GIVEN PROBLEM -> Examine the entries and show every line in which the word "this" is found.

INPUT ROWS ->
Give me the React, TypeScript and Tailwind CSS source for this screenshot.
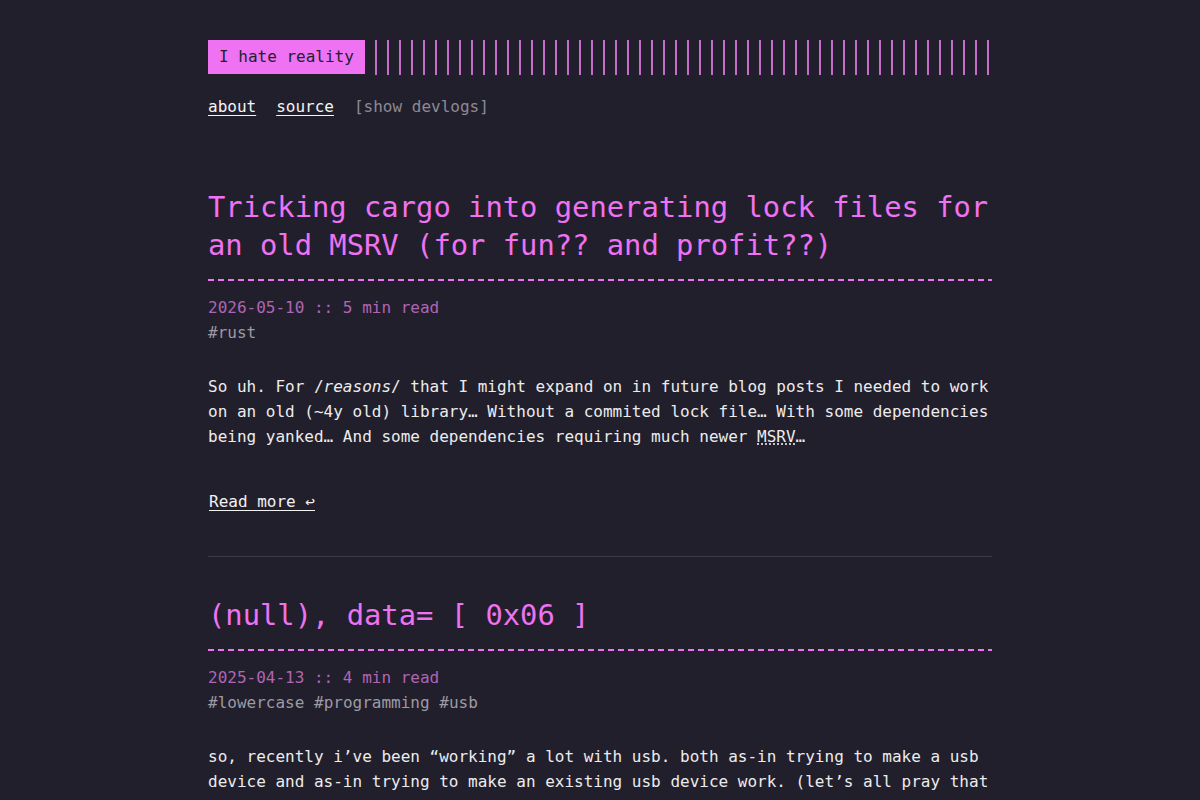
import React from "react";

const mono = { fontFamily: '"DejaVu Sans Mono", "Liberation Mono", monospace' };

type Post = {
  title: string;
  date: string;
  read: string;
  tags: string[];
  body: React.ReactNode;
  more: boolean;
};

const posts: Post[] = [
  {
    title: "Tricking cargo into generating lock files for an old MSRV (for fun?? and profit??)",
    date: "2026-05-10",
    read: "5 min read",
    tags: ["rust"],
    body: (
      <>
        So uh. For /<em className="italic">reasons</em>/ that I might expand on in future blog posts I needed to work
        on an old (~4y old) library… Without a commited lock file… With some dependencies being yanked… And some
        dependencies requiring much newer{" "}
        <abbr title="Minimum Supported Rust Version" className="no-underline underline decoration-dotted underline-offset-2">
          MSRV
        </abbr>
        …
      </>
    ),
    more: true,
  },
  {
    title: "(null), data= [ 0x06 ]",
    date: "2025-04-13",
    read: "4 min read",
    tags: ["lowercase", "programming", "usb"],
    body: (
      <>
        so, recently i’ve been “working” a lot with usb. both as-in trying to make a usb device and as-in trying to
        make an existing usb device work. (let’s all pray that this one day works out, and i get to write about it
        here…)
      </>
    ),
    more: true,
  },
];

function PostCard({ post, last }: { post: Post; last: boolean }) {
  return (
    <article className={last ? "" : "border-b border-[#3b3948] pb-[42px] mb-[39px]"}>
      <h1 className="text-[28.8px] leading-[38px] text-[#ee72f1] pb-[15px]">{post.title}</h1>
      <div className="h-[2px] w-full bg-[repeating-linear-gradient(90deg,#ee72f1_0,#ee72f1_6px,transparent_6px,transparent_10px)]" />
      <div className="mt-[14px] text-[#b065b4]">
        {post.date} :: {post.read}
      </div>
      <div className="text-[#9c9aa3]">
        {post.tags.map((t, i) => (
          <span key={t}>
            {i > 0 ? " " : ""}#{t}
          </span>
        ))}
      </div>
      <p className="mt-[29px] text-[#ececec]">{post.body}</p>
      {post.more && !last && (
        <div className="mt-[40px]">
          <a href="#" className="ml-px text-[#f2f2f2] underline underline-offset-[3px]">
            Read more ↩
          </a>
        </div>
      )}
    </article>
  );
}

export default function App() {
  return (
    <div className="min-h-screen bg-[#221f2d] text-[16px] leading-[25px]" style={mono}>
      <div className="w-[784px] mx-auto pt-[40px]">
        <header>
          <div className="flex items-start">
            <a href="#" className="h-[34px] pt-[4px] px-[11px] bg-[#ee72f1] text-[#221f2d] whitespace-nowrap">
              I hate reality
            </a>
            <div className="ml-[10px] flex-1 h-[35px] bg-[repeating-linear-gradient(90deg,#c46fc9_0,#c46fc9_2px,transparent_2px,transparent_12px)]" />
          </div>
          <nav className="mt-[19px] flex gap-[20px]">
            <a href="#" className="text-[#f4f4f4] underline underline-offset-[3px]">
              about
            </a>
            <a href="#" className="text-[#f4f4f4] underline underline-offset-[3px]">
              source
            </a>
            <span className="text-[#8c8a94]">[show devlogs]</span>
          </nav>
        </header>
        <main className="mt-[69px]">
          {posts.map((p, i) => (
            <PostCard key={p.date} post={p} last={i === posts.length - 1} />
          ))}
        </main>
      </div>
    </div>
  );
}
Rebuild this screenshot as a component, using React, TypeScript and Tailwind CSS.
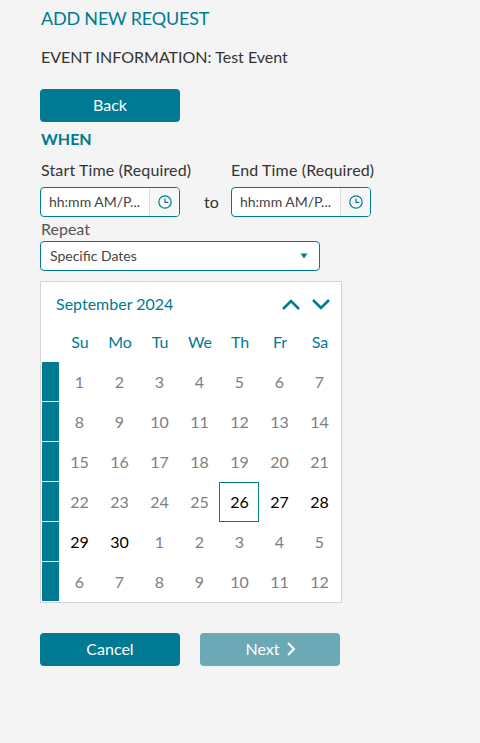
import React from "react";

const TEAL = "text-[#007a93]";

function Clock() {
  return (
    <svg width="14" height="14" viewBox="0 0 14 14" fill="none" stroke="#007a93" strokeWidth="1.2">
      <circle cx="7" cy="7" r="6.2" />
      <path d="M7 3.4V7.4H10.2" />
    </svg>
  );
}

function TimeInput() {
  return (
    <div className="flex h-[30px] w-[140px] overflow-hidden rounded-[4px] border border-[#007a93] bg-white">
      <div className="flex-1 pl-[8px] text-[14px] leading-[28px] text-[#444]">hh:mm AM/P...</div>
      <div className="flex w-[30px] items-center justify-center border-l border-[#ddd] bg-[#f7f7f7]">
        <Clock />
      </div>
    </div>
  );
}

const weeks: [string, boolean][][] = [
  [["1", false], ["2", false], ["3", false], ["4", false], ["5", false], ["6", false], ["7", false]],
  [["8", false], ["9", false], ["10", false], ["11", false], ["12", false], ["13", false], ["14", false]],
  [["15", false], ["16", false], ["17", false], ["18", false], ["19", false], ["20", false], ["21", false]],
  [["22", false], ["23", false], ["24", false], ["25", false], ["26", true], ["27", true], ["28", true]],
  [["29", true], ["30", true], ["1", false], ["2", false], ["3", false], ["4", false], ["5", false]],
  [["6", false], ["7", false], ["8", false], ["9", false], ["10", false], ["11", false], ["12", false]],
];

export default function App() {
  return (
    <div className="min-h-[743px] bg-[#f4f4f4] pl-[40px] pt-[7px] font-['Lato','Liberation_Sans',sans-serif] text-[16px] text-[#333]">
      <h1 className={`pl-[1px] text-[18px] leading-[22px] tracking-[-0.2px] ${TEAL}`}>ADD NEW REQUEST</h1>
      <p className="mt-[17px] pl-[1px] leading-[22px] text-[#333]">EVENT INFORMATION: Test Event</p>
      <button className="mt-[21px] block h-[33px] w-[140px] rounded-[4px] bg-[#007a93] pb-[1px] text-white">Back</button>
      <h2 className={`mt-[7px] pl-[1px] font-bold leading-[20px] ${TEAL}`}>WHEN</h2>
      <div className="mt-[10px] flex">
        <div className="w-[191px]">
          <div className="whitespace-nowrap pl-[1px] leading-[22px] tracking-[0.14px]">Start Time (Required)</div>
          <div className="mt-[6px]"><TimeInput /></div>
        </div>
        <div>
          <div className="whitespace-nowrap leading-[22px] tracking-[0.14px]">End Time (Required)</div>
          <div className="relative mt-[6px]">
            <span className="absolute left-[-27px] top-[4px] leading-[22px]">to</span>
            <TimeInput />
          </div>
        </div>
      </div>
      <div className="mt-[1px] pl-[1px] leading-[22px] text-[#555]">Repeat</div>
      <div className="mt-[1px] flex h-[30px] w-[280px] items-center justify-between rounded-[4px] border border-[#007a93] bg-white pl-[9px] pr-[11px] text-[14px] text-[#444]">
        <span className="mb-[1px]">Specific Dates</span>
        <svg width="8" height="6" viewBox="0 0 8 6"><path d="M0.5 0.5H7.5L4 5.5Z" fill="#007a93" /></svg>
      </div>
      <div className="mt-[10px] h-[322px] w-[302px] border border-[#d4d4d4] bg-white">
        <div className="flex h-[44px] items-center justify-between pl-[15px] pr-[11px]">
          <span className={`leading-[22px] ${TEAL}`}>September 2024</span>
          <div className="flex gap-[12px]">
            <svg width="18" height="11" viewBox="0 0 18 11" fill="none" stroke="#007a93" strokeWidth="2.6"><path d="M1 10L9 2L17 10" /></svg>
            <svg width="18" height="11" viewBox="0 0 18 11" fill="none" stroke="#007a93" strokeWidth="2.6"><path d="M1 1L9 9L17 1" /></svg>
          </div>
        </div>
        <div className={`ml-[18px] grid h-[31px] grid-cols-[repeat(7,40px)] items-center pl-[1px] text-center leading-[22px] ${TEAL}`}>
          {["Su", "Mo", "Tu", "We", "Th", "Fr", "Sa"].map((d) => <span key={d}>{d}</span>)}
        </div>
        <div className="ml-[1px] mt-[5px]">
          {weeks.map((w, i) => (
            <div key={i} className="flex h-[40px]">
              <div className="mb-[1px] w-[17px] bg-[#007a93]" />
              <div className="grid grid-cols-[repeat(7,40px)]">
                {w.map(([d, on], j) => (
                  <div
                    key={j}
                    className={`flex h-[40px] items-center justify-center pl-[1px] ${on ? "text-black" : "text-[#808080]"} ${d === "26" ? "border border-[#007a93]" : ""}`}
                  >
                    {d}
                  </div>
                ))}
              </div>
            </div>
          ))}
        </div>
      </div>
      <div className="mt-[30px] flex gap-[20px]">
        <button className="h-[33px] w-[140px] rounded-[4px] bg-[#007a93] pb-[1px] text-white">Cancel</button>
        <button className="flex h-[33px] w-[140px] items-center justify-center gap-[6px] rounded-[4px] bg-[#6ba9b7] pb-[1px] pl-[1px] text-white">
          Next
          <svg width="10" height="14" viewBox="0 0 10 14" fill="none" stroke="#fff" strokeWidth="2"><path d="M2 1L8 7L2 13" /></svg>
        </button>
      </div>
    </div>
  );
}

COMPLETED EXERCISE ->
Give me the React, TypeScript and Tailwind CSS source for this screenshot.
        make an existing usb device work. (let’s all pray that this one day works out, and i get to write about it
Rebuild this screenshot as a component, using React, TypeScript and Tailwind CSS.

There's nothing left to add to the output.